• [WHAT YOU WILL DO]: Gather up the lines that contain "React".

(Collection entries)
┌──

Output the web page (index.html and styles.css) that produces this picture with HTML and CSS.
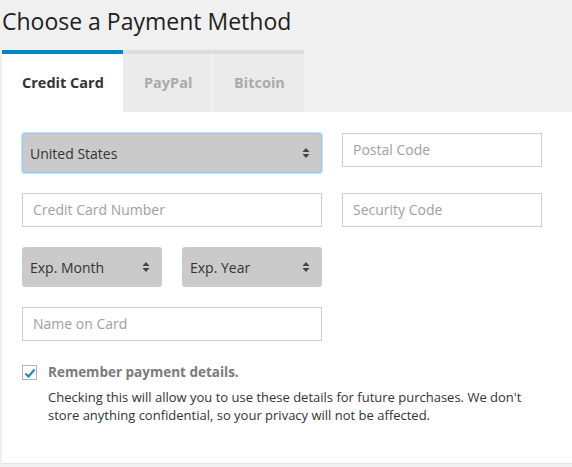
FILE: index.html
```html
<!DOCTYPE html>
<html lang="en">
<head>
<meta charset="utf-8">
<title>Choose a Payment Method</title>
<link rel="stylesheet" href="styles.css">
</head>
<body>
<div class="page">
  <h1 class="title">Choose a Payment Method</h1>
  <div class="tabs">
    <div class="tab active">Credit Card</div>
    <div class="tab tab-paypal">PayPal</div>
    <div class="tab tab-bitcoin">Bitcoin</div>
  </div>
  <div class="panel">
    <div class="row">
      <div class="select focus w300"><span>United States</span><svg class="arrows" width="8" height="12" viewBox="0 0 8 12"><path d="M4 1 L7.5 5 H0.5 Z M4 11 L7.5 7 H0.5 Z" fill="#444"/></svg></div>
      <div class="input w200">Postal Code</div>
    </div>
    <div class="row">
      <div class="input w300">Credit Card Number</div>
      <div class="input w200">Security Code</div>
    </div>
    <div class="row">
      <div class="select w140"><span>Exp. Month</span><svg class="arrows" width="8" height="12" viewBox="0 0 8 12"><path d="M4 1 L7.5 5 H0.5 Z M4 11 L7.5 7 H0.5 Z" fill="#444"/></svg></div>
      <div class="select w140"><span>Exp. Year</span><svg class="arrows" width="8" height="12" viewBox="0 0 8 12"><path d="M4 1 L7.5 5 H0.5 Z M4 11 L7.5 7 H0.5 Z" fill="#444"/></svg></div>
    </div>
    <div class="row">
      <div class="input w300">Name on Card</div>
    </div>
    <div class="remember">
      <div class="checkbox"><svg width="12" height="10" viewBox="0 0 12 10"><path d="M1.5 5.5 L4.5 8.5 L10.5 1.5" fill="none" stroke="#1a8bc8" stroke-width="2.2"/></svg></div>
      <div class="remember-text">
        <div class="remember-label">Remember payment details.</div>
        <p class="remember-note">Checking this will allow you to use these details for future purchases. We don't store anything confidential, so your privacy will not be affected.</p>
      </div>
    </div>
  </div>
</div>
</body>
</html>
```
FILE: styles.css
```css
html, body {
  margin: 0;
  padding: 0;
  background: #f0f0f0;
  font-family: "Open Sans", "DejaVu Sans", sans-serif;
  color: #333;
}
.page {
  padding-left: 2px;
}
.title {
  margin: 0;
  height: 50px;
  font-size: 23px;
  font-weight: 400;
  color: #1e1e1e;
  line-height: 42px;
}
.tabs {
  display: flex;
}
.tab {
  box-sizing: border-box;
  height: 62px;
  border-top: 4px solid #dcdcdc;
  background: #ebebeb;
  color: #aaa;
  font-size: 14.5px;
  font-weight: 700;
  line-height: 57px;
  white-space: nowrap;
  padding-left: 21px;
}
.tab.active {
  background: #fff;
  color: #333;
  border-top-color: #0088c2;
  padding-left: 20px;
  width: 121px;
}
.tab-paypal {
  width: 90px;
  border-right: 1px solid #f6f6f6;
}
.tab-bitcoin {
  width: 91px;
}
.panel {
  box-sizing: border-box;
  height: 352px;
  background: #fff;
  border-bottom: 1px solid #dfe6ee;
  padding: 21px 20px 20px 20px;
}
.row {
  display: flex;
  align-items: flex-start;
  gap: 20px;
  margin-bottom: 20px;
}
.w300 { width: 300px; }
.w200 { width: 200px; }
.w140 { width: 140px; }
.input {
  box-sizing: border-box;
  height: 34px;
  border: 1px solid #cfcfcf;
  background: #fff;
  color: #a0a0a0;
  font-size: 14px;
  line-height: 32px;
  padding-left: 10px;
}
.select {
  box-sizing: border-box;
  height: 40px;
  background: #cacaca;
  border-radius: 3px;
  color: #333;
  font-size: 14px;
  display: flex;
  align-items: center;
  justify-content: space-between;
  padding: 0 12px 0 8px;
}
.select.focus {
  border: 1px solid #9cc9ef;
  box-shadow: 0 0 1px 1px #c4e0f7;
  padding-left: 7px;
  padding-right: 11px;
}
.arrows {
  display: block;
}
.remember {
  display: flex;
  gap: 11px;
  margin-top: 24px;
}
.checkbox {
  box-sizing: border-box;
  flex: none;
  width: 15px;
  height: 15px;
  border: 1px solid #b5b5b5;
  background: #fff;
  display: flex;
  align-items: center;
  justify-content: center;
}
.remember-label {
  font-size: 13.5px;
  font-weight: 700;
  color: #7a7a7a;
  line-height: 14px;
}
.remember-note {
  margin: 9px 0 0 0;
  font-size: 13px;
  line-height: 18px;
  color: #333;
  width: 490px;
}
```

└──
┌──

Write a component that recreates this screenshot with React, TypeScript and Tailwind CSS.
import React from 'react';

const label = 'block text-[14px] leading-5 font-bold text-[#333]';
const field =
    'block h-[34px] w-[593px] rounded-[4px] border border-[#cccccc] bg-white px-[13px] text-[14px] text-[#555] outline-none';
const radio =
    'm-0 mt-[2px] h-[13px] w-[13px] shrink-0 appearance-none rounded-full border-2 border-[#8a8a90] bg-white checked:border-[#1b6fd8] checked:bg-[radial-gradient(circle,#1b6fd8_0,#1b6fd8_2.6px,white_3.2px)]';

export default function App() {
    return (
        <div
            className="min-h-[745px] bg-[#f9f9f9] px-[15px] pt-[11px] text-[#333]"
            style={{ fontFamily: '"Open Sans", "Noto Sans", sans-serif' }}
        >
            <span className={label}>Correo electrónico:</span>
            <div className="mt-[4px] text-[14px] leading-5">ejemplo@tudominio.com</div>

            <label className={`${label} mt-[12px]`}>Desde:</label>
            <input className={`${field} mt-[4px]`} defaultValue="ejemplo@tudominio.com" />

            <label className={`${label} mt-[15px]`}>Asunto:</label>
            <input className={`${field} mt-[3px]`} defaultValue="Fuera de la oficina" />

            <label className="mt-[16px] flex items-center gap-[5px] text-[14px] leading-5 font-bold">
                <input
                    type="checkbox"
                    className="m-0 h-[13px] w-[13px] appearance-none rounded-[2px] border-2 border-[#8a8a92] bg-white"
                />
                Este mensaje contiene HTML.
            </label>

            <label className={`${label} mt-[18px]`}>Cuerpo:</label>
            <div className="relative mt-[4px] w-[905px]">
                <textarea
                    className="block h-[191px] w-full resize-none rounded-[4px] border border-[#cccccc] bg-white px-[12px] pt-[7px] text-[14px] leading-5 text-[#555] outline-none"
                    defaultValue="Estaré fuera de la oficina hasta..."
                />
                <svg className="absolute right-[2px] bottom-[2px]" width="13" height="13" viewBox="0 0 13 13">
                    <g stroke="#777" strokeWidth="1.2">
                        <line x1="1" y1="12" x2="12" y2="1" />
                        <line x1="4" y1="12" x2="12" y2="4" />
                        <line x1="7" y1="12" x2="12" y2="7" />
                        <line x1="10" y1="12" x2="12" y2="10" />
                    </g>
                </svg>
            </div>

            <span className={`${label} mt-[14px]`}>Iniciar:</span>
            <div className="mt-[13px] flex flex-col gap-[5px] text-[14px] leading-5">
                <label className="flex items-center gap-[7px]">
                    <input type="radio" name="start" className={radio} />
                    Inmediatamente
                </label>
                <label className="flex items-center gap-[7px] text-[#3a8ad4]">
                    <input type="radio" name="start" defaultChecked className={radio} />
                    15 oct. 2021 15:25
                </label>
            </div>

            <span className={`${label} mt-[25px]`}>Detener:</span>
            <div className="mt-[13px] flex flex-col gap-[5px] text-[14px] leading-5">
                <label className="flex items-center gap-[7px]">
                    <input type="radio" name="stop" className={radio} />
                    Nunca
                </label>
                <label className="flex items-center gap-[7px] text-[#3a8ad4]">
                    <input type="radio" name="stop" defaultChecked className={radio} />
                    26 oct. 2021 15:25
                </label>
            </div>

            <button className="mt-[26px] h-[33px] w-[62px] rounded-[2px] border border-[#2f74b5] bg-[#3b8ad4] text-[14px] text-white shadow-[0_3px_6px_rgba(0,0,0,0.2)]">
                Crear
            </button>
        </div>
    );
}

└──
┌──

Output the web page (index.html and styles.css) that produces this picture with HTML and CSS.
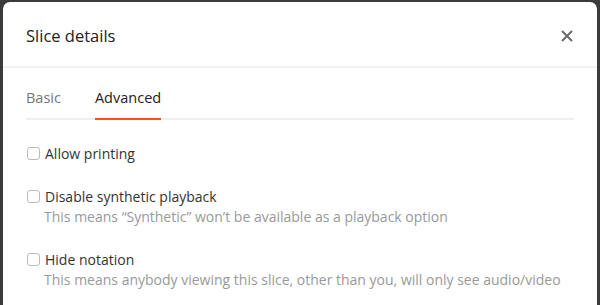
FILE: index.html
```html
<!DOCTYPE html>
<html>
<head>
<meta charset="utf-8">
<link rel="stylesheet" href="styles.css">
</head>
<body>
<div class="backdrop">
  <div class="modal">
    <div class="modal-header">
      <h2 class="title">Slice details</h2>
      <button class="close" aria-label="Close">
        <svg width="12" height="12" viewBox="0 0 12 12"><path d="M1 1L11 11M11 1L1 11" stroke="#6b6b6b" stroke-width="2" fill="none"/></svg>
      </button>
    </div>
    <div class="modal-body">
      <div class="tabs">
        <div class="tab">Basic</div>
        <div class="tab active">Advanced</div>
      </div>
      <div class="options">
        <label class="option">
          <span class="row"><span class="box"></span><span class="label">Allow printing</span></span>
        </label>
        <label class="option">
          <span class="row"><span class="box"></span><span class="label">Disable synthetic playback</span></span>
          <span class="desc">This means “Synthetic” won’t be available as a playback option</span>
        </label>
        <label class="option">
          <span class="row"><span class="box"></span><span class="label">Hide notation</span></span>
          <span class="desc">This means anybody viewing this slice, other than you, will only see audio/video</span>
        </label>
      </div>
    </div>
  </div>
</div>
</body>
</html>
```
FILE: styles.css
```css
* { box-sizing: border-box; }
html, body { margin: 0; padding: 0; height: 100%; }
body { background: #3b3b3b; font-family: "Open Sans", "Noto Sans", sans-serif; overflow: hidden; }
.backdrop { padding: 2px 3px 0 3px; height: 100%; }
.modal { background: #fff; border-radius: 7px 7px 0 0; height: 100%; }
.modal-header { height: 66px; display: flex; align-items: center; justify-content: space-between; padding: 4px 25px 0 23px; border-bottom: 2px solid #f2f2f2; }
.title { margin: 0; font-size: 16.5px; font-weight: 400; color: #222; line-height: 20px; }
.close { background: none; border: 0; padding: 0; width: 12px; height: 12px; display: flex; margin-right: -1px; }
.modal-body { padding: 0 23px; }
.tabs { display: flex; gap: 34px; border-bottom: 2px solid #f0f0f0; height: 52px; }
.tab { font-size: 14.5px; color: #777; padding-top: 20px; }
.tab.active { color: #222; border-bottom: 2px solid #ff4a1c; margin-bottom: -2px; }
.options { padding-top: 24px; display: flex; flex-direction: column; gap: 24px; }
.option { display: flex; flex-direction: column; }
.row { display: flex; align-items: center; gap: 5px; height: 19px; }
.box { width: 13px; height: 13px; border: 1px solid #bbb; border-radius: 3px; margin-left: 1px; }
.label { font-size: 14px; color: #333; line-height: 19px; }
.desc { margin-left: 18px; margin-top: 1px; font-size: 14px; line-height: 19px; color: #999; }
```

└──

• [EXERCISE SOLUTION]:
Write a component that recreates this screenshot with React, TypeScript and Tailwind CSS.
import React from 'react';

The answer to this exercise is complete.